Physiological and biochemical characterization of biochar-induced resistance against bacterial wilt of eggplants.

Abstract

The abrupt variation in climatic patterns has become a global concern in terms of food security. Biochar, known to ameliorate climatic adversities by sequestering carbon and activating systemic resistance pathways in plants, has become increasingly relevant. Therefore, the study was aimed to characterize leaf waste biochar (LWB) by Fourier-transform infrared spectroscopy, scanning electron microscopy with energy dispersive X-ray (SEM-EDX) and X-ray diffraction analytical techniques as well as determination of its impact on the development of bacterial wilt (BW) in eggplant (Solanum melongena) caused by Ralstonia solanacearum (RS). The effect of LWB on the physiology and defence-associated biochemistry of eggplants was investigated thoroughly. Eggplants either inoculated (+RS) or uninoculated (-RS) were cultivated in potting mixture containing 3 and 6% (v/v) LWB separately. In comparison with substrate (soil only), percentage disease index was significantly reduced (71%) in plants grown in 6% LWB-amended treatments.

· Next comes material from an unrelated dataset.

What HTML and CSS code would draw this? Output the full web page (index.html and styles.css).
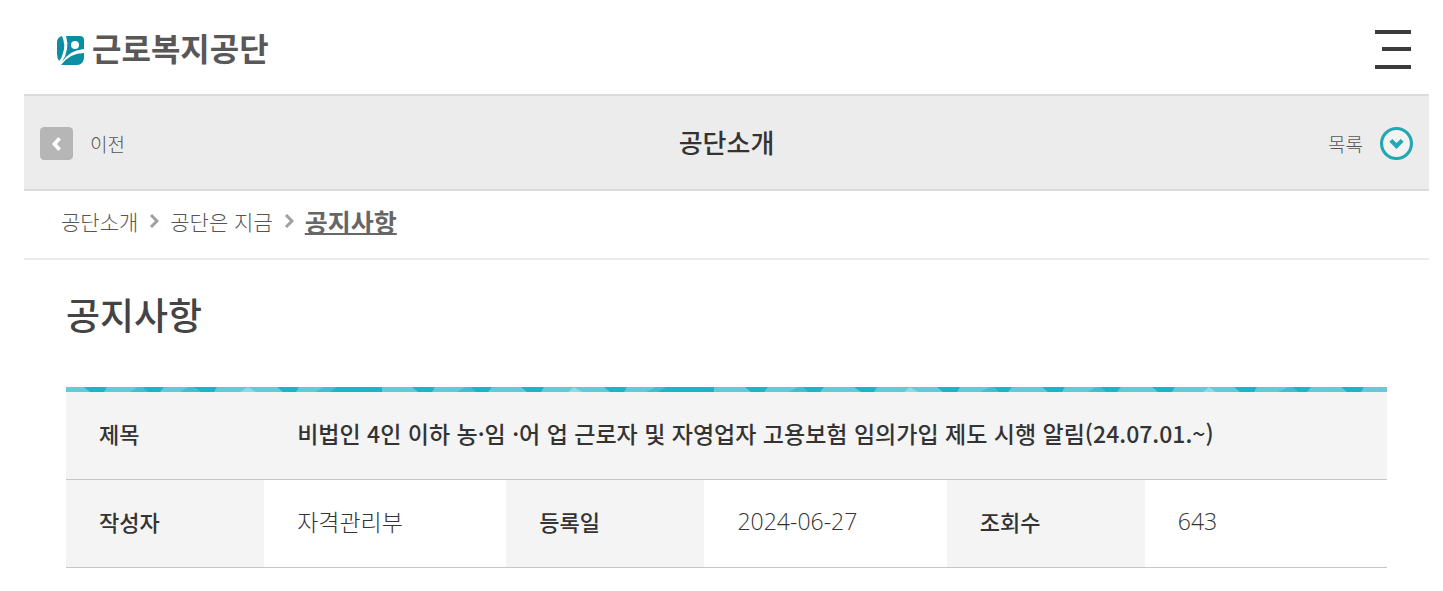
FILE: index.html
```
<!DOCTYPE html>
<html lang="ko">
<head>
<meta charset="utf-8">
<meta name="viewport" content="width=device-width, initial-scale=1">
<title>공지사항 - 근로복지공단</title>
<link rel="stylesheet" href="styles.css">
</head>
<body>
<div class="page">
  <header class="site-header">
    <a class="logo" href="#">
      <svg class="logo-mark" viewBox="0 0 28 30" aria-hidden="true">
        <path fill="#0b8ea3" d="M1 6Q2 2 6 1Q10 10 7 18Q6 23 3 26Q1 23 1 19Z"/>
        <path fill="#0b8ea3" d="M10 1H24Q28 1 28 5V14Q20 15 15 18Q10 21 6 27Q14 14 10 1Z"/>
        <path fill="#0b8ea3" d="M5 30Q14 18 28 18V23Q27 30 21 30Z"/>
        <circle cx="19" cy="10" r="4" fill="#fff"/>
      </svg>
      <span class="logo-text">근로복지공단</span>
    </a>
    <button class="menu-button" type="button" aria-label="메뉴">
      <svg class="menu-icon" viewBox="0 0 36 40" aria-hidden="true">
        <path d="M0 2H36M7 19H36M0 37H36" stroke="#3b3b3b" stroke-width="4"/>
      </svg>
    </button>
  </header>
  <nav class="section-bar">
    <a class="bar-link" href="#">
      <svg class="bar-icon" viewBox="0 0 32 32" aria-hidden="true">
        <rect width="32" height="32" rx="4" fill="#b6b6b6"/>
        <path d="M19 11 14 16.500 19 22" fill="none" stroke="#fff" stroke-width="3.600"/>
      </svg>
      <span>이전</span>
    </a>
    <strong class="section-title">공단소개</strong>
    <a class="bar-link bar-link-end" href="#">
      <span>목록</span>
      <svg class="bar-icon" viewBox="0 0 32 32" aria-hidden="true">
        <circle cx="16" cy="16" r="14.500" fill="#f3f3f3" stroke="#22a7b5" stroke-width="3"/>
        <path d="M10.500 13 16 18.500 21.500 13" fill="none" stroke="#22a7b5" stroke-width="4"/>
      </svg>
    </a>
  </nav>
  <nav class="breadcrumb" aria-label="현재 위치">
    <a href="#">공단소개</a>
    <svg class="crumb-arrow" viewBox="0 0 10 14" aria-hidden="true"><path d="M2 1 8 7 2 13" fill="none" stroke="#a0a0a0" stroke-width="3"/></svg>
    <a href="#">공단은 지금</a>
    <svg class="crumb-arrow" viewBox="0 0 10 14" aria-hidden="true"><path d="M2 1 8 7 2 13" fill="none" stroke="#a0a0a0" stroke-width="3"/></svg>
    <a class="current" href="#" aria-current="page">공지사항</a>
  </nav>
  <main class="content">
    <h1>공지사항</h1>
    <svg class="stripe" viewBox="0 0 1321 5" preserveAspectRatio="none" aria-hidden="true">
      <path fill="#62cbd8" d="M0 0H1321V5H0Z"/>
      <path fill="#41bfd0" d="M64 5 72 0H90V5ZM114 5 122 0H140V5ZM249 5 258 0H275V5ZM391 5 399 0H412V5ZM580 5 590 0H612V5ZM723 5 732 0H748V5ZM914 5 924 0H938V5ZM1022 5 1030 0H1045V5ZM1212 5 1222 0H1236V5Z"/>
      <path fill="#8bdce4" d="M174 5 182 0 190 5ZM502 5 508 0 516 5ZM838 5 844 0 852 5ZM1137 5 1143 0 1150 5Z"/>
      <path fill="#1eb4c8" d="M18 0H41L38 5H24ZM77 0H98L94 5H82ZM128 0H151L148 5H135ZM211 0H233L230 5H217ZM271 0H316V5H264ZM346 0H369L366 5H352ZM405 0H426L422 5H410ZM455 0H478L475 5H461ZM538 0H561L558 5H544ZM600 0H648V5H592ZM679 0H702L698 5H685ZM737 0H758L754 5H742ZM788 0H811L808 5H795ZM871 0H894L891 5H877ZM928 0H946L942 5H933ZM976 0H999L996 5H982ZM1035 0H1055L1051 5H1040ZM1086 0H1109L1106 5H1092ZM1168 0H1191L1188 5H1174ZM1227 0H1245L1241 5H1232ZM1275 0H1298L1295 5H1281Z"/>
    </svg>
    <table class="notice">
      <colgroup>
        <col class="col-label"><col class="col-value">
        <col class="col-label"><col class="col-value">
        <col class="col-label"><col class="col-value">
      </colgroup>
      <tbody>
        <tr>
          <th scope="row">제목</th>
          <td class="subject" colspan="5">비법인 4인 이하 농·임 ·어 업 근로자 및 자영업자 고용보험 임의가입 제도 시행 알림(24.07.01.~)</td>
        </tr>
        <tr>
          <th scope="row">작성자</th>
          <td>자격관리부</td>
          <th scope="row">등록일</th>
          <td class="number">2024-06-27</td>
          <th scope="row">조회수</th>
          <td class="number">643</td>
        </tr>
      </tbody>
    </table>
  </main>
</div>
</body>
</html>
```
FILE: styles.css
```
* {
  box-sizing: border-box;
}

body {
  margin: 0;
  background: #fff;
  color: #333;
  font-family: "Noto Sans CJK KR", sans-serif;
}

a {
  color: inherit;
  text-decoration: none;
}

svg {
  display: block;
}

.page {
  margin: 0 14px 0 24px;
}

.site-header {
  display: flex;
  align-items: center;
  justify-content: space-between;
  height: 94px;
  padding: 5px 18px 0 32px;
}

.logo {
  display: flex;
  align-items: center;
  gap: 8px;
}

.logo-mark {
  width: 28px;
  height: 30px;
}

.logo-text {
  padding-bottom: 6px;
  color: #595757;
  font-size: 32px;
  font-weight: 700;
  line-height: 40px;
}

.menu-button {
  padding: 0;
  border: 0;
  background: none;
}

.menu-icon {
  width: 36px;
  height: 40px;
}

.section-bar {
  display: grid;
  grid-template-columns: 1fr auto 1fr;
  align-items: center;
  height: 97px;
  padding: 2px 16px 0;
  border-top: 2px solid #dcdcdc;
  border-bottom: 2px solid #dcdcdc;
  background: #ececec;
}

.bar-link {
  display: flex;
  align-items: center;
  gap: 17px;
  color: #555;
  font-size: 19px;
  font-weight: 300;
}

.bar-link-end {
  justify-content: flex-end;
}

.bar-icon {
  width: 33px;
  height: 33px;
}

.section-title {
  padding-bottom: 4px;
  font-size: 26px;
  font-weight: 500;
}

.breadcrumb {
  display: flex;
  align-items: center;
  gap: 11px;
  height: 69px;
  padding: 0 37px 8px;
  border-bottom: 2px solid #ebebeb;
  color: #555;
  font-size: 21px;
  font-weight: 300;
}

.crumb-arrow {
  width: 10px;
  height: 14px;
}

.current {
  color: #666;
  font-size: 25px;
  font-weight: 700;
  text-decoration: underline;
  text-decoration-thickness: 2px;
  text-underline-offset: 1px;
}

.content {
  padding: 26px 42px 24px;
}

h1 {
  margin: 0 0 45px;
  color: #444;
  font-size: 37px;
  font-weight: 500;
  line-height: 56px;
}

.stripe {
  width: 100%;
  height: 5px;
}

.notice {
  width: 100%;
  border-collapse: collapse;
  table-layout: fixed;
}

.col-label {
  width: 15%;
}

.notice th,
.notice td {
  height: 88px;
  padding: 0 0 4px 33px;
  border-bottom: 1px solid #c6c6c6;
  text-align: left;
}

.notice tr:first-child > * {
  height: 87px;
}

.notice th {
  background: #f4f4f4;
  font-size: 22px;
  font-weight: 500;
}

.notice td {
  color: #333;
  font-size: 23px;
  font-weight: 300;
}

.notice .number {
  font-family: "Open Sans", "Noto Sans CJK KR", sans-serif;
}

.notice .subject {
  background: #f4f4f4;
  color: #333;
  font-size: 23px;
  font-weight: 500;
}
```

Biochar-induced increase in level of total chlorophyll content as well as in biochemicals such as phenolics, flavonoids and peroxidases were evident on plants in terms of resistance response against BW. Moreover, biochar also significantly affected the level of NPK in the eggplants. In conclusion, biochar-triggered biochemical alterations played a pivotal role in the management of BW along with the curing of the disease-infested soils.